» **STATED GOAL**: Copy, exactly and only, the lines from the one with "Recreate this image" up to and including the one with "box-shadow: 2px 2px", leaving pictures out.

#####

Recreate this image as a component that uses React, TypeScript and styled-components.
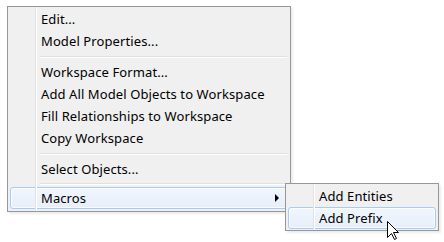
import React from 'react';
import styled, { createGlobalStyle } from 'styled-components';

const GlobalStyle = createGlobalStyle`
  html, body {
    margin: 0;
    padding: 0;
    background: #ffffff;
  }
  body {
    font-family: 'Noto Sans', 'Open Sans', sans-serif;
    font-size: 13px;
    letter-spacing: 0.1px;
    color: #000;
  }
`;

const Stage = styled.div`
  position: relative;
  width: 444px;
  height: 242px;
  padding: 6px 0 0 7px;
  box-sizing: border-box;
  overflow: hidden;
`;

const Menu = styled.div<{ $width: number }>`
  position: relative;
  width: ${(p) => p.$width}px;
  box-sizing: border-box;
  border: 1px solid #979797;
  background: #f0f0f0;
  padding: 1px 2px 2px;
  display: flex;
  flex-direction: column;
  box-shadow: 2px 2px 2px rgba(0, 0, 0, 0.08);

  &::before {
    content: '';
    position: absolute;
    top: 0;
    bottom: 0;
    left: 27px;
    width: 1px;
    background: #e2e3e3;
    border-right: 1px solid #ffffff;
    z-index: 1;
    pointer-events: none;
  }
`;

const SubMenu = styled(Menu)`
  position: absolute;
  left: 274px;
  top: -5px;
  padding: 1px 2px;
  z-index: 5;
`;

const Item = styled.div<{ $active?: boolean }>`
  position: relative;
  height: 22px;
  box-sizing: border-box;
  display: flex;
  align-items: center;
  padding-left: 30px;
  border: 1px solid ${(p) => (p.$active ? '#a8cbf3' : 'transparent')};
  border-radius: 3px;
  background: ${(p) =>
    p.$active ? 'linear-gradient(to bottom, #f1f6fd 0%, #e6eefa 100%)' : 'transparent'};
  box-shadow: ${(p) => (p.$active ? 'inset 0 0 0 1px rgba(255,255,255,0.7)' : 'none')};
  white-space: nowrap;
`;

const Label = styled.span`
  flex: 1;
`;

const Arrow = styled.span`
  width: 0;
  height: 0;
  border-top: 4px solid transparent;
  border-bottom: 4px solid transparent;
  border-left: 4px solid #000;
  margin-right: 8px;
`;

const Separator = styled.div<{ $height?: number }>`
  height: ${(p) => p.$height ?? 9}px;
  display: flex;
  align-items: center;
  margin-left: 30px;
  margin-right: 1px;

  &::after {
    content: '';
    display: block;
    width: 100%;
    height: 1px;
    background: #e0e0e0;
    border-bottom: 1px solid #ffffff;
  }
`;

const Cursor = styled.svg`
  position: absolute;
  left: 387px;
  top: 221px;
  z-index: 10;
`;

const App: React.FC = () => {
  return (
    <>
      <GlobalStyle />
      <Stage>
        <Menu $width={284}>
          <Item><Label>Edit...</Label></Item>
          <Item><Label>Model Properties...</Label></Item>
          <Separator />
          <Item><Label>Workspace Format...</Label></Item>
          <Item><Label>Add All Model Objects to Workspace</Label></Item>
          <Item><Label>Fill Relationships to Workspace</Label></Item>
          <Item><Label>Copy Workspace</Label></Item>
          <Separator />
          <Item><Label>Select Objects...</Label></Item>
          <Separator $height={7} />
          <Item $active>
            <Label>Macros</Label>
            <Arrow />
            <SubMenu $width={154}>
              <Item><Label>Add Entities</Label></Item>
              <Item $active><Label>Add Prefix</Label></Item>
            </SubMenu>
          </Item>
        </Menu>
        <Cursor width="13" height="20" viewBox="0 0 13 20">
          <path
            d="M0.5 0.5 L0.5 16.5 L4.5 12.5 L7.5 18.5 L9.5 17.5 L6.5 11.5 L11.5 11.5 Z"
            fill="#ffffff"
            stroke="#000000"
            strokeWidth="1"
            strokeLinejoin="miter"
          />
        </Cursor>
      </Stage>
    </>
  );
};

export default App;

#####

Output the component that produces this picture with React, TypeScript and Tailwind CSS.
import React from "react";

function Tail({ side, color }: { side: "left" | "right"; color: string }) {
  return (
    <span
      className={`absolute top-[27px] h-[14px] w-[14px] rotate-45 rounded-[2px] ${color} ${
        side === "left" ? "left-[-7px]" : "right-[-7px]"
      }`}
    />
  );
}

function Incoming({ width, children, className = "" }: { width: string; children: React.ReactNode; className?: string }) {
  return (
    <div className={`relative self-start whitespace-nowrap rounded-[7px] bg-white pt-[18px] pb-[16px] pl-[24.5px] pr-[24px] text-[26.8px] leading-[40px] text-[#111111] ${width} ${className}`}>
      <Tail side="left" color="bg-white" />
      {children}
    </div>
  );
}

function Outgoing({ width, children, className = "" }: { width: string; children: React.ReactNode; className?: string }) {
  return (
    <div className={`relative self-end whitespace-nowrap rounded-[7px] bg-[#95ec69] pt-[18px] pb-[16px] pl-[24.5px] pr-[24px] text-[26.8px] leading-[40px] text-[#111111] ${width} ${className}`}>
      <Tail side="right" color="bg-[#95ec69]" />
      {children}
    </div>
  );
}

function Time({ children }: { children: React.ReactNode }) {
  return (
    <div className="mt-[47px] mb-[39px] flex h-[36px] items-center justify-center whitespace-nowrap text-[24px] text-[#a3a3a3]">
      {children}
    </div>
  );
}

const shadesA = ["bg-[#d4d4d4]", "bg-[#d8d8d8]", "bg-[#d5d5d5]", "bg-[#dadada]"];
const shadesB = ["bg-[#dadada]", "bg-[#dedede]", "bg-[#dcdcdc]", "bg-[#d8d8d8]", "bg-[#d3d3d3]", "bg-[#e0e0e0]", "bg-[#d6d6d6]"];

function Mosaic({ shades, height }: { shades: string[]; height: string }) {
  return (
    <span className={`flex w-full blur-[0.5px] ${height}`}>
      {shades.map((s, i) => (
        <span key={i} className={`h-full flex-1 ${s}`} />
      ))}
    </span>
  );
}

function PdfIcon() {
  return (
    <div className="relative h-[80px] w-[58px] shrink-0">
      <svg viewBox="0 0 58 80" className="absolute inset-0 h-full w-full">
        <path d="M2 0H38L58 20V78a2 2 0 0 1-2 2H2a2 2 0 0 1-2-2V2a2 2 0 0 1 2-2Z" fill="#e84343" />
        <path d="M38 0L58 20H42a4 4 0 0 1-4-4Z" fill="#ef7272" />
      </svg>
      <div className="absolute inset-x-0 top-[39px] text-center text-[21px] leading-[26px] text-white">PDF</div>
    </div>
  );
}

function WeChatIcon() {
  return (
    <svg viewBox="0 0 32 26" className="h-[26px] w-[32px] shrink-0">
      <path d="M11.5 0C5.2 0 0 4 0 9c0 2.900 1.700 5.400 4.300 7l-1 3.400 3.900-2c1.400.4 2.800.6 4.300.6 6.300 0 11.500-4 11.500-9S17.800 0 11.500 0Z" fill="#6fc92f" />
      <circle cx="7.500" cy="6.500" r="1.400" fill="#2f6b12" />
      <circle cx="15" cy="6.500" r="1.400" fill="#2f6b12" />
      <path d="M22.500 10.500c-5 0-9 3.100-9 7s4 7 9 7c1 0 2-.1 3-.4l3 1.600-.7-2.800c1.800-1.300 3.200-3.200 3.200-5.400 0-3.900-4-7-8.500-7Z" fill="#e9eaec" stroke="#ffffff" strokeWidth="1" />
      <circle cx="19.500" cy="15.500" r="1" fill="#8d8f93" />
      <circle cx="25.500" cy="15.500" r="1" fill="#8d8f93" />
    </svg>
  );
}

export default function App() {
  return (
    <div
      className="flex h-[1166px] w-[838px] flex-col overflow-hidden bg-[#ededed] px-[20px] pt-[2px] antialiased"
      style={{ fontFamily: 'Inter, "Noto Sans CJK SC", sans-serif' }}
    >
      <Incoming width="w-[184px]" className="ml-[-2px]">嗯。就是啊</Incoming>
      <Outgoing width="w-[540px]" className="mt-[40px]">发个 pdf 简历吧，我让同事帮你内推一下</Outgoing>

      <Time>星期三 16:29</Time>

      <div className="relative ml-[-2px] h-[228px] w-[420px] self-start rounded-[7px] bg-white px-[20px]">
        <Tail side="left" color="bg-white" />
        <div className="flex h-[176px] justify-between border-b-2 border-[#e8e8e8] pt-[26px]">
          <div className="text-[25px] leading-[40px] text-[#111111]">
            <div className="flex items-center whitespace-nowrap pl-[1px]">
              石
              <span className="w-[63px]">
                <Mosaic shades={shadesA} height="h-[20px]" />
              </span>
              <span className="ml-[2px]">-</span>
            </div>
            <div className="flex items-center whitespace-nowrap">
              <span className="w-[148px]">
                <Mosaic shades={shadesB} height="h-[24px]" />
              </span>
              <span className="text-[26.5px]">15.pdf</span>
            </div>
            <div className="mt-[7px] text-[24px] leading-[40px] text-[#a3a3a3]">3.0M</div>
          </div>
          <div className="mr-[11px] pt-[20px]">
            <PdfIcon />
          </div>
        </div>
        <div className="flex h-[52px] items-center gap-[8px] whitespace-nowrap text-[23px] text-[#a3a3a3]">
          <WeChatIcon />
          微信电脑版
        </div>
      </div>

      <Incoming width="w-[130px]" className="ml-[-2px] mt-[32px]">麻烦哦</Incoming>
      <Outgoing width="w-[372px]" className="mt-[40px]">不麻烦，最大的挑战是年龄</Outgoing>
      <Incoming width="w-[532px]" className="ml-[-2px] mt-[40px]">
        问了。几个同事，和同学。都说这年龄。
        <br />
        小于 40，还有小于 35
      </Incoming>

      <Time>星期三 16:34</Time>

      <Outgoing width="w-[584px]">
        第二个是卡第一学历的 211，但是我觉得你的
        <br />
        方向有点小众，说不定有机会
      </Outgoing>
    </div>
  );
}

#####

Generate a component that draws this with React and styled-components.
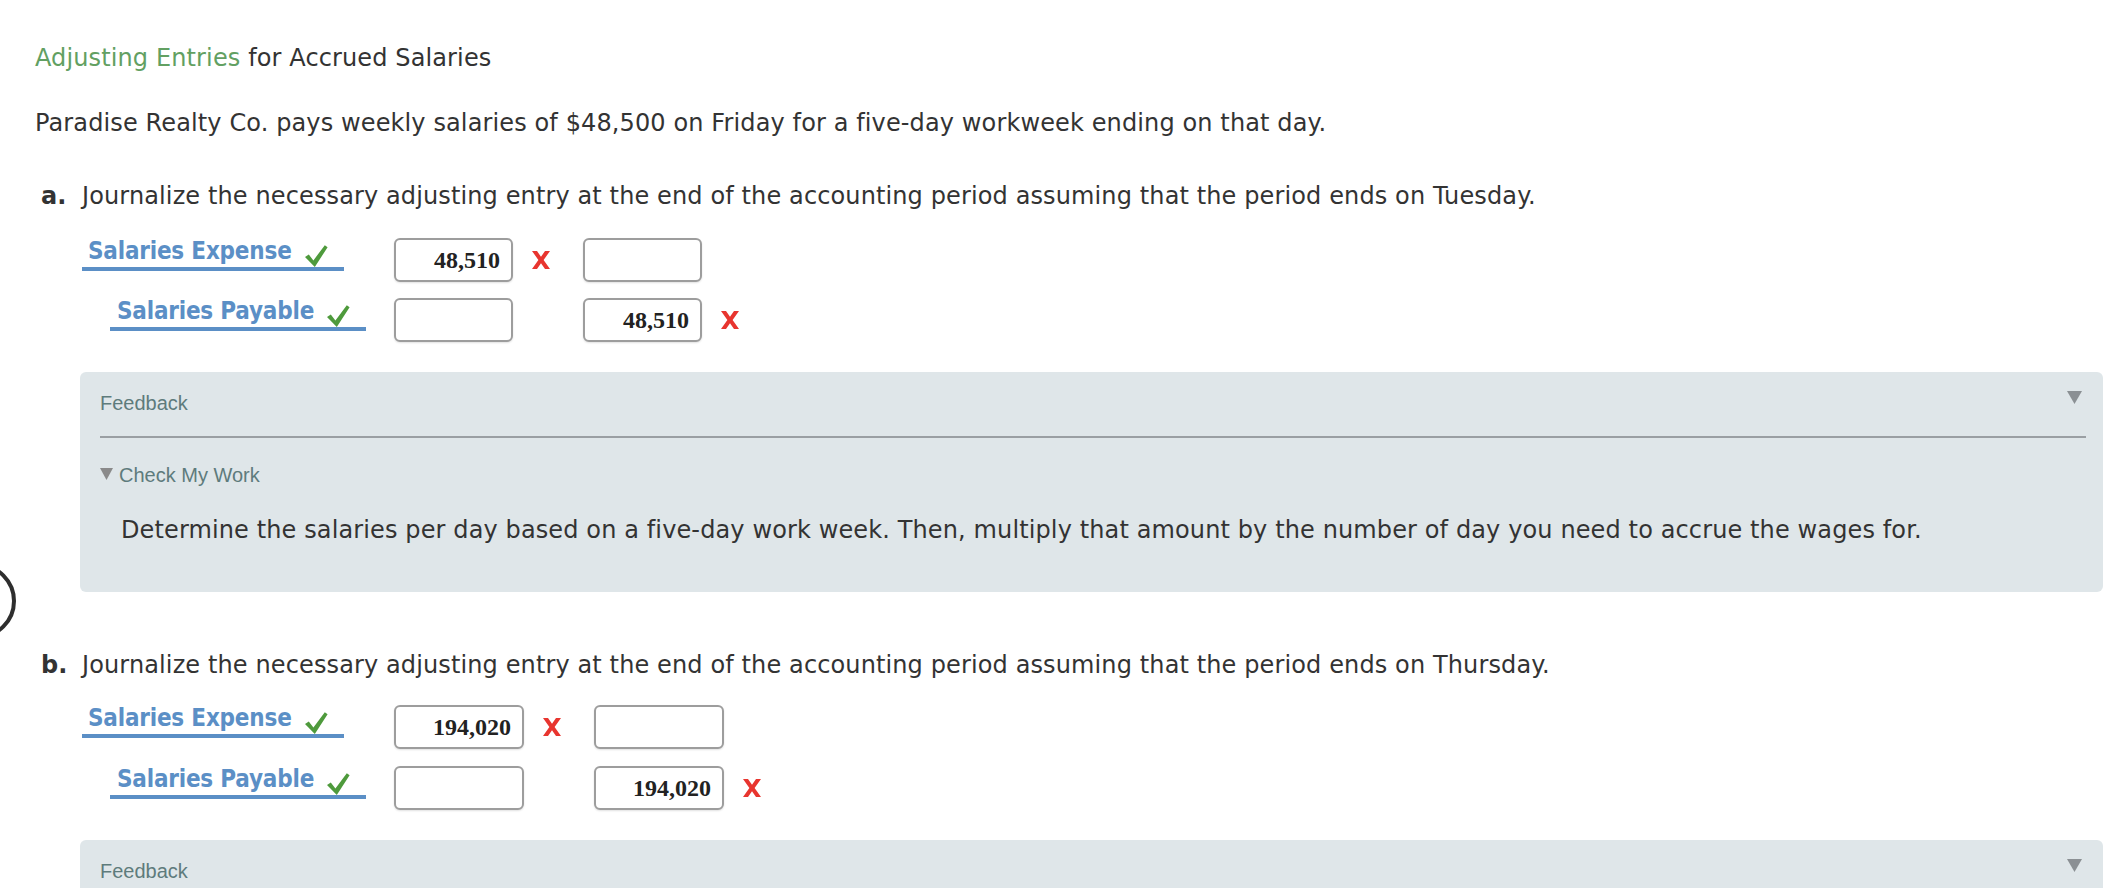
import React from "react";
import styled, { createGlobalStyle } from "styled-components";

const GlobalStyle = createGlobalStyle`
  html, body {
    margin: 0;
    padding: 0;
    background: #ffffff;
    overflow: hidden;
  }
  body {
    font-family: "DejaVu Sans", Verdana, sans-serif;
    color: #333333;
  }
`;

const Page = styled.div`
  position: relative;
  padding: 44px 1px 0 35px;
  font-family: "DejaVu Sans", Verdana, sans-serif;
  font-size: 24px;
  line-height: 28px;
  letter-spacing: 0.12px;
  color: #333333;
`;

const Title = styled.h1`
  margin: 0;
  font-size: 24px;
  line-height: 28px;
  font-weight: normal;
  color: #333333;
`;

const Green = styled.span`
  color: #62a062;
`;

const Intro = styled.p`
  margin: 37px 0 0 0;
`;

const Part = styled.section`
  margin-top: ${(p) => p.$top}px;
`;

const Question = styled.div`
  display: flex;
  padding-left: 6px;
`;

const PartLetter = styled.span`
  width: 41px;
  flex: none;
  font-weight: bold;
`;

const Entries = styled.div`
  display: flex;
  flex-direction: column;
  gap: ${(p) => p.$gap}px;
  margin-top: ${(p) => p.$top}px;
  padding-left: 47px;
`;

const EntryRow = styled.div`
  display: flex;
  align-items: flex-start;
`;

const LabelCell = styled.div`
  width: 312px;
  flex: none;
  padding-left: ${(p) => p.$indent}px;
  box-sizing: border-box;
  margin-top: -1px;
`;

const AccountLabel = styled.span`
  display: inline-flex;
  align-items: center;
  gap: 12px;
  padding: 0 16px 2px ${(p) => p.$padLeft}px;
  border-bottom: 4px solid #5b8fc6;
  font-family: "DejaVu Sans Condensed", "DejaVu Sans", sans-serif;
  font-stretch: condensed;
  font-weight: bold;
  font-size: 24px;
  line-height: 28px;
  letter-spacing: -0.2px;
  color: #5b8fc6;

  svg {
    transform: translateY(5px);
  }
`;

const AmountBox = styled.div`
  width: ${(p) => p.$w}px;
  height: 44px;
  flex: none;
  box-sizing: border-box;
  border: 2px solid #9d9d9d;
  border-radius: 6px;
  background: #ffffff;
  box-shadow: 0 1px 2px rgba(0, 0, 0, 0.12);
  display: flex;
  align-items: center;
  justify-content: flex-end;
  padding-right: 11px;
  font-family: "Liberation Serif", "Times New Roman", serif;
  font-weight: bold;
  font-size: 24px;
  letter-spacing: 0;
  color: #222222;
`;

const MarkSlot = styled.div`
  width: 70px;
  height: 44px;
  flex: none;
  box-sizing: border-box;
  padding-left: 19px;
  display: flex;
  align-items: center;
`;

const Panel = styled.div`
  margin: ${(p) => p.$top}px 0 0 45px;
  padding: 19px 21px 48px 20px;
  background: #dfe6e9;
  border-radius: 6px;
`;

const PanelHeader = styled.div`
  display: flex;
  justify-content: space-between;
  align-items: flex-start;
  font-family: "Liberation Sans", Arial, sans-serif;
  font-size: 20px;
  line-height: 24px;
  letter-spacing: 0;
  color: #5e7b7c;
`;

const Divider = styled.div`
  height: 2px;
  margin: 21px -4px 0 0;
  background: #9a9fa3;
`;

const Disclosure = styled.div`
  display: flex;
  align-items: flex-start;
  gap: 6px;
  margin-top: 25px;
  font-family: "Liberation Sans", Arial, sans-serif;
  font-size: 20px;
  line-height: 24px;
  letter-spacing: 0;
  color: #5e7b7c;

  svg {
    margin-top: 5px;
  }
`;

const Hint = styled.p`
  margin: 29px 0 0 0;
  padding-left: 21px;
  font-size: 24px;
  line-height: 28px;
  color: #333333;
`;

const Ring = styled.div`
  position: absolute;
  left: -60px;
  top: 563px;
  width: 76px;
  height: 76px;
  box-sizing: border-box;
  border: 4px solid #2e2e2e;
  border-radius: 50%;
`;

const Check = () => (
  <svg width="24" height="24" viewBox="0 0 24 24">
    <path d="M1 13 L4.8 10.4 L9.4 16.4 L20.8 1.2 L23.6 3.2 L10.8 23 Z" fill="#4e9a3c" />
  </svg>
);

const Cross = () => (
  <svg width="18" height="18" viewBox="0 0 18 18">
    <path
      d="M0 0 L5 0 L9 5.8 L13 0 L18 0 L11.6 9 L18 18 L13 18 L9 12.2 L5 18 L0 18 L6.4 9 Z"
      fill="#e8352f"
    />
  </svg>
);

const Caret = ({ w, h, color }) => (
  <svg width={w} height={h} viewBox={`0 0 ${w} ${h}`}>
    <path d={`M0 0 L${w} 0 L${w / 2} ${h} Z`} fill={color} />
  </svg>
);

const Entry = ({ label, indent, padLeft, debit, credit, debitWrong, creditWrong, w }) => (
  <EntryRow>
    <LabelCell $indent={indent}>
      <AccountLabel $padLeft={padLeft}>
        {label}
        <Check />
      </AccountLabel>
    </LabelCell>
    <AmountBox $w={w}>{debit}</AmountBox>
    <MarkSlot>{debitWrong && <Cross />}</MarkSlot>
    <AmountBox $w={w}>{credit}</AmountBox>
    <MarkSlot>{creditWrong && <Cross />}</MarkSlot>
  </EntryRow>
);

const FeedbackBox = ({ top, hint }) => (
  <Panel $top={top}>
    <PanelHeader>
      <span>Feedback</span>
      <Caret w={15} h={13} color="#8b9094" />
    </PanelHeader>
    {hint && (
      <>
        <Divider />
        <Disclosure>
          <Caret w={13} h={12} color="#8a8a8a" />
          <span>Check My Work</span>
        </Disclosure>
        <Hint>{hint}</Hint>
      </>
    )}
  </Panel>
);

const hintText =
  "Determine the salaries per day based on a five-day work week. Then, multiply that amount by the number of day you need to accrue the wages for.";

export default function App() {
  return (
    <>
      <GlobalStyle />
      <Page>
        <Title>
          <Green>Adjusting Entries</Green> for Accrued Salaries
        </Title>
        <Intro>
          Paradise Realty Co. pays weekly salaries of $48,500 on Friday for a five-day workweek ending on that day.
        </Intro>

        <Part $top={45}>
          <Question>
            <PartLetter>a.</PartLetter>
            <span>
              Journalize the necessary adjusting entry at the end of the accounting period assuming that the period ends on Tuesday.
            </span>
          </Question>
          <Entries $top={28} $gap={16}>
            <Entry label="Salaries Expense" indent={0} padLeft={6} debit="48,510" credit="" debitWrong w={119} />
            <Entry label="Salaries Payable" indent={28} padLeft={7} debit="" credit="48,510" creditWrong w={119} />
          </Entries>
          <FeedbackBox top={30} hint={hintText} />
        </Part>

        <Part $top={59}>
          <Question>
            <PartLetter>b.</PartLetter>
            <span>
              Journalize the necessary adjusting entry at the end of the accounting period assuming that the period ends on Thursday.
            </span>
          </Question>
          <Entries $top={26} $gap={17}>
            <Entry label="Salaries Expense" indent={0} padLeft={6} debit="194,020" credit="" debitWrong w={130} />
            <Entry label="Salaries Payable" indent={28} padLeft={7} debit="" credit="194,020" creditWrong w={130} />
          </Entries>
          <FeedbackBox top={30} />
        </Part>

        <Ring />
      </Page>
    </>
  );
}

#####

» **ANSWER FOR THE TASK**:
Recreate this image as a component that uses React, TypeScript and styled-components.
import React from 'react';
import styled, { createGlobalStyle } from 'styled-components';

const GlobalStyle = createGlobalStyle`
  html, body {
    margin: 0;
    padding: 0;
    background: #ffffff;
  }
  body {
    font-family: 'Noto Sans', 'Open Sans', sans-serif;
    font-size: 13px;
    letter-spacing: 0.1px;
    color: #000;
  }
`;

const Stage = styled.div`
  position: relative;
  width: 444px;
  height: 242px;
  padding: 6px 0 0 7px;
  box-sizing: border-box;
  overflow: hidden;
`;

const Menu = styled.div<{ $width: number }>`
  position: relative;
  width: ${(p) => p.$width}px;
  box-sizing: border-box;
  border: 1px solid #979797;
  background: #f0f0f0;
  padding: 1px 2px 2px;
  display: flex;
  flex-direction: column;
  box-shadow: 2px 2px 2px rgba(0, 0, 0, 0.08);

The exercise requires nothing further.